The trade-off is explicit: the upside limit means a strong rally in the NASDAQ-100 beyond the cap translates to no additional gain for the fund. If the index rises 20 percent, NJAN rises roughly 14 to 15 percent, not 20 percent. The buffer protects against moderate downturns but does not protect against losses exceeding 15 percent. A NASDAQ-100 decline of 25 percent would result in a roughly 10 percent loss for NJAN shareholders.

How it works: FLEX options and structure

The fund holds nearly all its assets in FLEX Options written on the QQQ itself. These are customizable option contracts with terms negotiated and reset annually. The issuer—Innovator ETFs—essentially buys options that establish the fund’s outcome shape: an option strategy that caps gains and floors losses at predetermined levels.

Investors hold the fund itself, not the underlying options directly. The fund management fee is 0.79 percent annually and applies on top of any economics embedded in the option structure, further reducing the net cap and buffer from the gross figures. This fee burden matters: a gross upside cap of 15 percent and a 0.79 percent annual fee shrink the effective cap to around 13.5 to 14 percent.

Critically, the defined outcomes only apply to shareholders who hold from the first day of the outcome period through the last. Mid-period purchase or sale breaks the outcome chain. An investor buying NJAN in June does not participate in the January-to-December buffer or cap; instead, they hold an instrument whose value changes based on the remaining duration of the outcome and the volatility environment.

The reset and volatility dependency

At the close of each December 31, the fund’s outcome period expires. A new one begins January 1, with fresh caps and buffers determined by market conditions at that moment. In periods of high volatility, option prices rise, which typically squeezes the upside cap tighter to fund the downside buffer. In low-volatility environments, the cap may be wider.
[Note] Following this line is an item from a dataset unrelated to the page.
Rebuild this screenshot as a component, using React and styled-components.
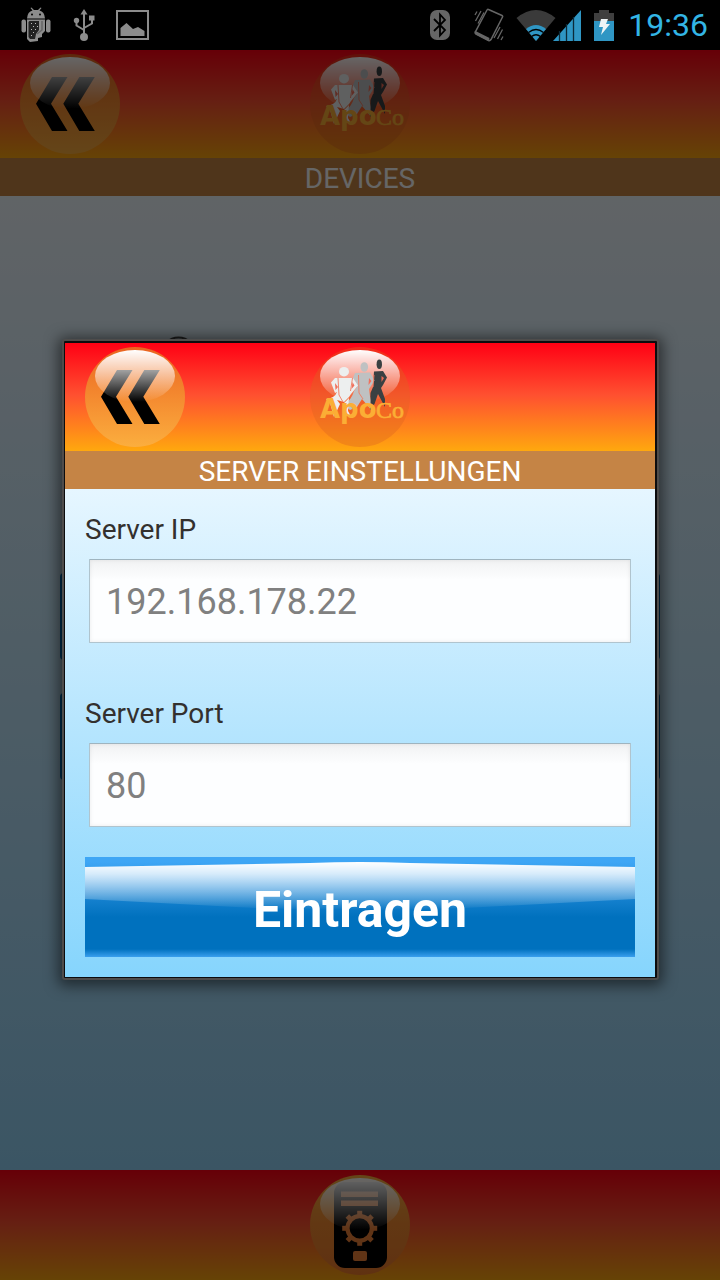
import React from "react";
import styled, { createGlobalStyle } from "styled-components";

const GlobalStyle = createGlobalStyle`
  * { box-sizing: border-box; }
  body { margin: 0; background: #000; font-family: Roboto, "Liberation Sans", sans-serif; }
`;

const Screen = styled.div`
  display: flex;
  flex-direction: column;
  min-height: 100vh;
`;

const StatusBar = styled.div`
  display: flex;
  justify-content: space-between;
  height: 50px;
  padding: 0 12px 0 20px;
  background: #000;
`;

const StatusGroup = styled.div`
  display: flex;
  align-items: center;
  gap: ${(p) => p.$gap}px;
`;

const StatusIcon = styled.svg`
  display: block;
  flex: none;
`;

const Clock = styled.time`
  margin-left: 2px;
  color: #33b5e5;
  font-size: 32px;
  line-height: 50px;
`;

const Stage = styled.div`
  position: relative;
  display: flex;
  flex: 1;
  flex-direction: column;
`;

const Page = styled.div`
  display: flex;
  flex: 1;
  flex-direction: column;
`;

const barGradient = "linear-gradient(#ff0014, #ff5030 48%, #ffa80e)";

const Header = styled.header`
  display: grid;
  grid-template-columns: 100px 1fr 100px;
  justify-items: center;
  height: 108px;
  padding: 4px 20px;
  background: ${barGradient};
`;

const Title = styled.h1`
  height: 38px;
  margin: 0;
  padding-top: 2px;
  background: #c58445;
  color: #fff;
  font-size: 28px;
  font-weight: 400;
  line-height: 38px;
  text-align: center;
`;

const PageBody = styled.main`
  display: flex;
  flex: 1;
  flex-direction: column;
  padding: 140px 60px;
  background: linear-gradient(#f1f9ff, #c6e9fd 45%, #94d5fb);
`;

const Emblem = styled.svg`
  display: block;
  margin: 0 0 200px 100px;
`;

const Panel = styled.div`
  height: 87px;
  margin-bottom: 33px;
  border-radius: 4px;
  background: #0071be;
`;

const Footer = styled.footer`
  display: flex;
  justify-content: center;
  height: 110px;
  padding: 5px 20px;
  background: ${barGradient};
`;

const RoundButton = styled.button`
  width: 100px;
  height: 100px;
  padding: 0;
  border: 0;
  border-radius: 50%;
  background: none;
  cursor: pointer;

  svg { display: block; }
`;

const Scrim = styled.div`
  position: absolute;
  inset: 0;
  display: flex;
  align-items: center;
  padding: 0 61px 11px 62px;
  background: rgba(0, 0, 0, 0.6);
`;

const Dialog = styled.section`
  flex: 1;
  padding: 2px 2px 1px 1px;
  border: 2px solid #4e4c4b;
  border-radius: 3px;
  background: #0c0c0e;
  box-shadow: 0 2px 14px 4px rgba(0, 0, 0, 0.5);
`;

const Form = styled.form`
  display: flex;
  flex-direction: column;
  padding: 20px;
  background: linear-gradient(#e6f6ff, #b5e5fe 50%, #86d5fd);
`;

const Label = styled.label`
  margin-bottom: 8px;
  color: #33302e;
  font-size: 28px;
  line-height: 42px;
`;

const Field = styled.input`
  height: 84px;
  margin: 0 4px ${(p) => p.$after}px;
  padding: 2px 16px 0;
  border: 1px solid #b0c4ce;
  border-top-color: #9fb4bf;
  border-radius: 1px;
  background: linear-gradient(#f1f2f3, #fdfeff 20px);
  box-shadow: inset 0 0 4px rgba(0, 0, 0, 0.08);
  color: #808080;
  font: 400 36px Roboto, "Liberation Sans", sans-serif;
  outline: none;
`;

const SubmitButton = styled.button`
  position: relative;
  height: 100px;
  padding: 0;
  border: 0;
  background: linear-gradient(#3ea6f5, #3ea6f5 5px, #1c86d4 36px, #0071be 60px, #0071be 92px, #3a9fee 100px);
  color: #fff;
  font: 700 50px Roboto, "Liberation Sans", sans-serif;
  cursor: pointer;
`;

const ButtonGloss = styled.svg`
  position: absolute;
  inset: 0;
  width: 100%;
  height: 100%;
`;

const ButtonText = styled.span`
  position: relative;
  display: block;
  padding-top: 6px;
  line-height: 60px;
`;

function Gloss({ id }) {
  return (
    <>
      <defs>
        <linearGradient id={id} x1="0" y1="0" x2="0" y2="1">
          <stop offset="0" stopColor="#fff" />
          <stop offset="0.4" stopColor="#fff" stopOpacity="0.62" />
          <stop offset="1" stopColor="#fff" stopOpacity="0" />
        </linearGradient>
      </defs>
      <ellipse cx="50" cy="29" rx="40" ry="26" fill={`url(#${id})`} />
    </>
  );
}

function Disc({ id, from = "#ea6420", to = "#fbae3e" }) {
  return (
    <>
      <defs>
        <linearGradient id={id} x1="0" y1="0" x2="0" y2="1">
          <stop offset="0" stopColor={from} />
          <stop offset="0.5" stopColor="#f48a30" />
          <stop offset="1" stopColor={to} />
        </linearGradient>
      </defs>
      <circle cx="50" cy="50" r="50" fill={`url(#${id})`} />
    </>
  );
}

function BackIcon({ id }) {
  return (
    <svg width="100" height="100" viewBox="0 0 100 100" aria-hidden="true">
      <Disc id={`${id}-disc`} />
      <path d="M32 23H47.500L31 49.700L47.500 77H32L16 49.700ZM59.300 23H74.800L58.300 49.700L74.800 77H59.300L43.300 49.700Z" />
      <Gloss id={`${id}-gloss`} />
    </svg>
  );
}

function Logo({ id }) {
  return (
    <svg width="100" height="100" viewBox="0 0 100 100" role="img" aria-label="ApoCo">
      <circle cx="50" cy="50" r="50" fill="#dc6420" fillOpacity="0.38" />
      <Gloss id={`${id}-gloss`} />
      <g fill="#3a4042">
        <ellipse cx="69.300" cy="17.300" rx="2.700" ry="4.700" />
        <path d="M64 24.500L73 24L77 30.500L73 38L71 41L75 52V60L68 47L64.500 57L60 63L60.500 46L63 40Z" />
      </g>
      <path d="M71.500 29L74 31L71.500 35Z" fill="#ee6a55" />
      <g fill="#bfc1c2">
        <ellipse cx="54.300" cy="20" rx="3.800" ry="4.800" />
        <path d="M45 26L60 25.500L64.500 33.500L59 42L60.500 53V62L52 52L47 60L40 63L34 58Q42 52 44 44L47 40L44 34L42 38L41 36Z" />
      </g>
      <path d="M59 31L61.500 34L58.500 38Z" fill="#f0705c" />
      <g fill="#edefef">
        <ellipse cx="34" cy="24.700" rx="5" ry="4.800" />
        <path d="M25 31H43L48 38.500L41 47L39 50L34 55L27 53L30 57L24 70L20 56L16 52Q25 51 27 45L25 46L21 35.500Z" />
        <path d="M33 57L39 51L38 64L42 71L34 67Z" />
      </g>
      <path d="M25 36L28 40L25.500 43ZM42.500 35L44.500 38.500L41.500 42Z" fill="#f0705c" />
      <path d="M28 31L29 48L33 55M42.500 31L40.500 44M48.500 28L49 46L53 52M64 28L63 40" stroke="#f07a60" strokeWidth="0.900" fill="none" />
      <text x="10" y="71" fill="#fbae35" fontFamily="DejaVu Sans, sans-serif" fontWeight="700" fontSize="26">
        Apo
        <tspan x="66" fontFamily="Liberation Serif, serif" fontWeight="400" fontSize="24" stroke="#fbae35" strokeWidth="0.700">
          Co
        </tspan>
      </text>
    </svg>
  );
}

function DeviceIcon() {
  return (
    <svg width="100" height="100" viewBox="0 0 100 100" aria-hidden="true">
      <Disc id="device-disc" from="#fbae3e" to="#f07c2c" />
      <rect x="24" y="7" width="53" height="86" rx="11" />
      <g fill="#f08238">
        <rect x="31" y="16.500" width="37" height="5.500" />
        <rect x="31" y="25.500" width="37" height="5.500" />
        <rect x="43" y="76" width="14" height="10" rx="2" />
        {[0, 45, 90, 135, 180, 225, 270, 315].map((a) => (
          <rect key={a} x="47.200" y="35.800" width="5" height="6" transform={`rotate(${a} 49.700 53.300)`} />
        ))}
      </g>
      <circle cx="49.700" cy="53.300" r="12.200" fill="none" stroke="#f08238" strokeWidth="4.200" />
      <Gloss id="device-gloss" />
    </svg>
  );
}

function AppHeader({ id, title }) {
  return (
    <>
      <Header>
        <RoundButton type="button" aria-label="Zurück">
          <BackIcon id={`${id}-back`} />
        </RoundButton>
        <Logo id={`${id}-logo`} />
      </Header>
      <Title>{title}</Title>
    </>
  );
}

function DebugIcon() {
  return (
    <StatusIcon width="32" height="36" viewBox="0 0 32 36" aria-hidden="true">
      <g fill="#8c8c8c">
        <path d="M7 11.500Q7.500 4.500 12.500 3.500L10.500 1L11.500 0.500L14 3H18L20.500 0.500L21.500 1L19.500 3.500Q24.500 4.500 25 11.500Z" />
        <rect x="1.500" y="12.500" width="4.500" height="13" rx="2" />
        <rect x="26" y="12.500" width="4.500" height="13" rx="2" />
        <path d="M7 12.500H25V24L22 27V30L18 31V34L10 35L7 32Z" />
      </g>
      <path d="M9.500 14H19V23L16 27L15 32H10L8.500 30V15Z" fill="#222" />
      <path d="M22 14V23L17 27" fill="none" stroke="#666" strokeWidth="1.500" />
      <path d="M11 16h1v1h-1zM15 16h1v1h-1zM13 19h1v1h-1zM17 19h1v1h-1zM11 22h1v1h-1zM15 22h1v1h-1zM13 25h1v1h-1zM11 28h1v1h-1z" fill="#bbb" />
      <circle cx="12" cy="7.500" r="1" />
      <circle cx="20" cy="7.500" r="1" />
    </StatusIcon>
  );
}

function UsbIcon() {
  return (
    <StatusIcon width="22" height="34" viewBox="0 0 22 34" aria-hidden="true">
      <g fill="#8c8c8c">
        <circle cx="11" cy="29" r="4" />
        <path d="M11 1L14.500 6.500H7.500Z" />
        <circle cx="3.500" cy="12.500" r="2.700" />
        <rect x="16" y="7.500" width="5.500" height="5" />
      </g>
      <path d="M11 5V29M3.500 13V17.500L11 22M19 12V15.500L11 20" fill="none" stroke="#8c8c8c" strokeWidth="2" />
    </StatusIcon>
  );
}

function PictureIcon() {
  return (
    <StatusIcon width="33" height="30" viewBox="0 0 33 30" aria-hidden="true">
      <rect x="1" y="1" width="31" height="28" fill="none" stroke="#8c8c8c" strokeWidth="2" />
      <path d="M4.500 26V18L10.500 13L17 19L22 17L28.500 21V26Z" fill="#8c8c8c" />
    </StatusIcon>
  );
}

function BluetoothIcon() {
  return (
    <StatusIcon width="20" height="30" viewBox="0 0 20 30" aria-hidden="true">
      <rect width="20" height="30" rx="7" fill="#666" />
      <path d="M4 9L15 20L10 25.500V4.500L15 10L4 21" fill="none" stroke="#000" strokeWidth="1.800" />
    </StatusIcon>
  );
}

function VibrateIcon() {
  return (
    <StatusIcon width="30" height="34" viewBox="0 0 30 34" aria-hidden="true">
      <path d="M14.500 1.500L28 7.500Q29 8 28.500 9L17 31.500Q16 33 14.500 32.500L2 26Q0.500 25 1.500 23.500L13 2Q13.500 1 14.500 1.500Z" fill="none" stroke="#666" strokeWidth="1.500" />
      <path d="M1.500 23L15.500 30L14.500 33L1 26Z" fill="#666" />
      <path d="M1 7L3 3.500M1.500 13L7 3M4 15.500L10 4.500M20 30L26 19M23.500 31L28.500 21.500M27 32L29 28.500" fill="none" stroke="#666" strokeWidth="1.300" />
    </StatusIcon>
  );
}

function SignalIcon() {
  return (
    <StatusIcon width="66" height="33" viewBox="0 0 66 33" aria-hidden="true">
      <path d="M0.500 9Q20 -7 39.500 9L20 32Z" fill="#3a3a3a" />
      <path d="M10 20Q20 12 30 20L20 32Z" fill="#2f96c4" />
      <path d="M12.500 23.500Q20 17.500 27.500 23.500M15.500 27.500Q20 24 24.500 27.500" fill="none" stroke="#000" strokeWidth="1.300" />
      <path d="M37 32L65 1V32Z" fill="#2f96c4" />
      <path d="M43.500 22V32M50.500 15V32M57.500 8V32" stroke="#0c2a38" strokeWidth="1.300" />
    </StatusIcon>
  );
}

function BatteryIcon() {
  return (
    <StatusIcon width="20" height="31" viewBox="0 0 20 31" aria-hidden="true">
      <path d="M0 3H5V0H15V3H20V31H0Z" fill="#3f3f3f" />
      <rect y="11" width="20" height="20" fill="#2f96c4" />
      <path d="M7 9H14L12 14H16L7 25L9 17H5Z" fill="#eef4f6" />
    </StatusIcon>
  );
}

export default function App() {
  return (
    <Screen>
      <GlobalStyle />
      <StatusBar>
        <StatusGroup $gap={21}>
          <DebugIcon />
          <UsbIcon />
          <PictureIcon />
        </StatusGroup>
        <StatusGroup $gap={12}>
          <BluetoothIcon />
          <span />
          <VibrateIcon />
          <SignalIcon />
          <BatteryIcon />
          <Clock>19:36</Clock>
        </StatusGroup>
      </StatusBar>

      <Stage>
        <Page inert>
          <AppHeader id="page" title="DEVICES" />
          <PageBody>
            <Emblem width="37" height="37" viewBox="0 0 37 37" aria-hidden="true">
              <circle cx="18.500" cy="18.500" r="17" fill="none" stroke="#444" strokeWidth="2" />
            </Emblem>
            <Panel />
            <Panel />
          </PageBody>
          <Footer>
            <RoundButton type="button" aria-label="Server">
              <DeviceIcon />
            </RoundButton>
          </Footer>
        </Page>

        <Scrim>
          <Dialog role="dialog" aria-label="Server Einstellungen">
            <AppHeader id="dialog" title="SERVER EINSTELLUNGEN" />
            <Form onSubmit={(e) => e.preventDefault()}>
              <Label htmlFor="server-ip">Server IP</Label>
              <Field id="server-ip" type="text" defaultValue="192.168.178.22" $after={50} />
              <Label htmlFor="server-port">Server Port</Label>
              <Field id="server-port" type="text" defaultValue="80" $after={30} />
              <SubmitButton type="submit">
                <ButtonGloss viewBox="0 0 550 100" preserveAspectRatio="none" aria-hidden="true">
                  <defs>
                    <linearGradient id="submit-gloss" x1="0" y1="0" x2="0" y2="1">
                      <stop offset="0" stopColor="#fff" />
                      <stop offset="0.250" stopColor="#fff" stopOpacity="0.800" />
                      <stop offset="1" stopColor="#fff" stopOpacity="0" />
                    </linearGradient>
                  </defs>
                  <path d="M0 10L225 6Q275 4 325 6L550 10V42L380 51Q275 55 170 51L0 42Z" fill="url(#submit-gloss)" />
                </ButtonGloss>
                <ButtonText>Eintragen</ButtonText>
              </SubmitButton>
            </Form>
          </Dialog>
        </Scrim>
      </Stage>
    </Screen>
  );
}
This means each annual reset brings a different outcome trade-off, even if the fund’s name and ticker stay the same.

The fund does not receive dividends paid by QQQ holdings; all returns flow through price appreciation or loss within the defined outcome structure.

Who this is for and what to watch

Defined outcome funds appeal to investors who value certainty about maximum loss and maximum gain within a defined period. They suit investors with specific time horizons (one year) and loss tolerance. They are not suitable as long-term buy-and-hold positions, because mid-period trading removes the protection benefits, and the annual resets mean each January brings a different bargain.

Prospective investors should scrutinize the annual prospectus before each reset to understand the specific upside cap and downside buffer percentage for that year, published in advance of the January effective date. The fund’s expense ratio and any trading spreads will further reduce net returns. Comparing the offered cap and buffer to expected NASDAQ-100 volatility helps assess whether the trade-off is worthwhile in that period.